§ **Directions**
Leave out the pictures and repeat the rest of the material exactly.

>> Begin Supplied information

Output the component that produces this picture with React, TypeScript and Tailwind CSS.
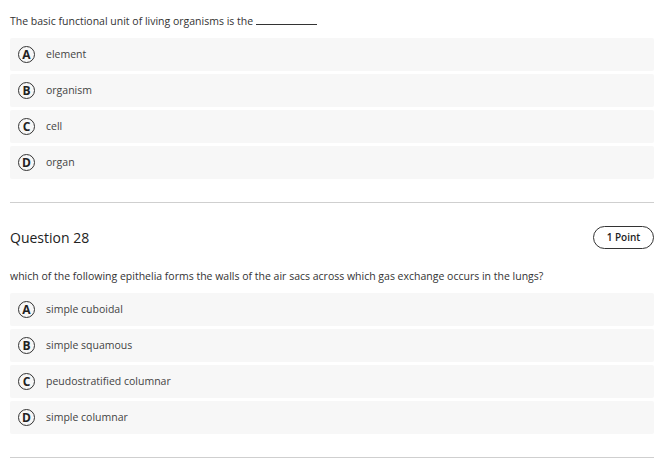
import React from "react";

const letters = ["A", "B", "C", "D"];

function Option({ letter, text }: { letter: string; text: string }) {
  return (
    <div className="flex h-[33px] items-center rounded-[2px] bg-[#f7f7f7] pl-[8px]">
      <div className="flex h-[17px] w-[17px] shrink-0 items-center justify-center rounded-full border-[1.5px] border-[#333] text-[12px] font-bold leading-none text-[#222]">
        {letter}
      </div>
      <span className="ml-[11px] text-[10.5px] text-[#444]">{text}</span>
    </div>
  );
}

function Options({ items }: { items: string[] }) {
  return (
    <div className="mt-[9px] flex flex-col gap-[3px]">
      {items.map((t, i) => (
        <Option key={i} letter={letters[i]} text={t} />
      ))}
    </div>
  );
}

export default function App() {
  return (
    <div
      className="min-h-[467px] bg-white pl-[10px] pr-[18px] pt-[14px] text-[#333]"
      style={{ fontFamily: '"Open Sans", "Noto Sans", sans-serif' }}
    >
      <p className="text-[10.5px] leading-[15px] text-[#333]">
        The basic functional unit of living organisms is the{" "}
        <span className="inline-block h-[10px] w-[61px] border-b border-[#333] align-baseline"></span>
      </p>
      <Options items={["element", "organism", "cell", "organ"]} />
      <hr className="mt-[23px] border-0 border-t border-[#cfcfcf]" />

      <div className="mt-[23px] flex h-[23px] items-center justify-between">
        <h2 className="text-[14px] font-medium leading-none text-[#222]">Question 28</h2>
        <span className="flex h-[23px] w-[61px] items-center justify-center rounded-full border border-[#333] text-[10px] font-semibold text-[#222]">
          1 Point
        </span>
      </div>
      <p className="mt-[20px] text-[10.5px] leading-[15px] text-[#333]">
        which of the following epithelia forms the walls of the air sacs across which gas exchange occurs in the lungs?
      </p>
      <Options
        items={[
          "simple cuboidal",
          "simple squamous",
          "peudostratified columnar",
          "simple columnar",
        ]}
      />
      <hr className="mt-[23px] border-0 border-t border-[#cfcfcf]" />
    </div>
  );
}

>> End Supplied information

§ **Task response**
Output the component that produces this picture with React, TypeScript and Tailwind CSS.
import React from "react";

const letters = ["A", "B", "C", "D"];

function Option({ letter, text }: { letter: string; text: string }) {
  return (
    <div className="flex h-[33px] items-center rounded-[2px] bg-[#f7f7f7] pl-[8px]">
      <div className="flex h-[17px] w-[17px] shrink-0 items-center justify-center rounded-full border-[1.5px] border-[#333] text-[12px] font-bold leading-none text-[#222]">
        {letter}
      </div>
      <span className="ml-[11px] text-[10.5px] text-[#444]">{text}</span>
    </div>
  );
}

function Options({ items }: { items: string[] }) {
  return (
    <div className="mt-[9px] flex flex-col gap-[3px]">
      {items.map((t, i) => (
        <Option key={i} letter={letters[i]} text={t} />
      ))}
    </div>
  );
}

export default function App() {
  return (
    <div
      className="min-h-[467px] bg-white pl-[10px] pr-[18px] pt-[14px] text-[#333]"
      style={{ fontFamily: '"Open Sans", "Noto Sans", sans-serif' }}
    >
      <p className="text-[10.5px] leading-[15px] text-[#333]">
        The basic functional unit of living organisms is the{" "}
        <span className="inline-block h-[10px] w-[61px] border-b border-[#333] align-baseline"></span>
      </p>
      <Options items={["element", "organism", "cell", "organ"]} />
      <hr className="mt-[23px] border-0 border-t border-[#cfcfcf]" />

      <div className="mt-[23px] flex h-[23px] items-center justify-between">
        <h2 className="text-[14px] font-medium leading-none text-[#222]">Question 28</h2>
        <span className="flex h-[23px] w-[61px] items-center justify-center rounded-full border border-[#333] text-[10px] font-semibold text-[#222]">
          1 Point
        </span>
      </div>
      <p className="mt-[20px] text-[10.5px] leading-[15px] text-[#333]">
        which of the following epithelia forms the walls of the air sacs across which gas exchange occurs in the lungs?
      </p>
      <Options
        items={[
          "simple cuboidal",
          "simple squamous",
          "peudostratified columnar",
          "simple columnar",
        ]}
      />
      <hr className="mt-[23px] border-0 border-t border-[#cfcfcf]" />
    </div>
  );
}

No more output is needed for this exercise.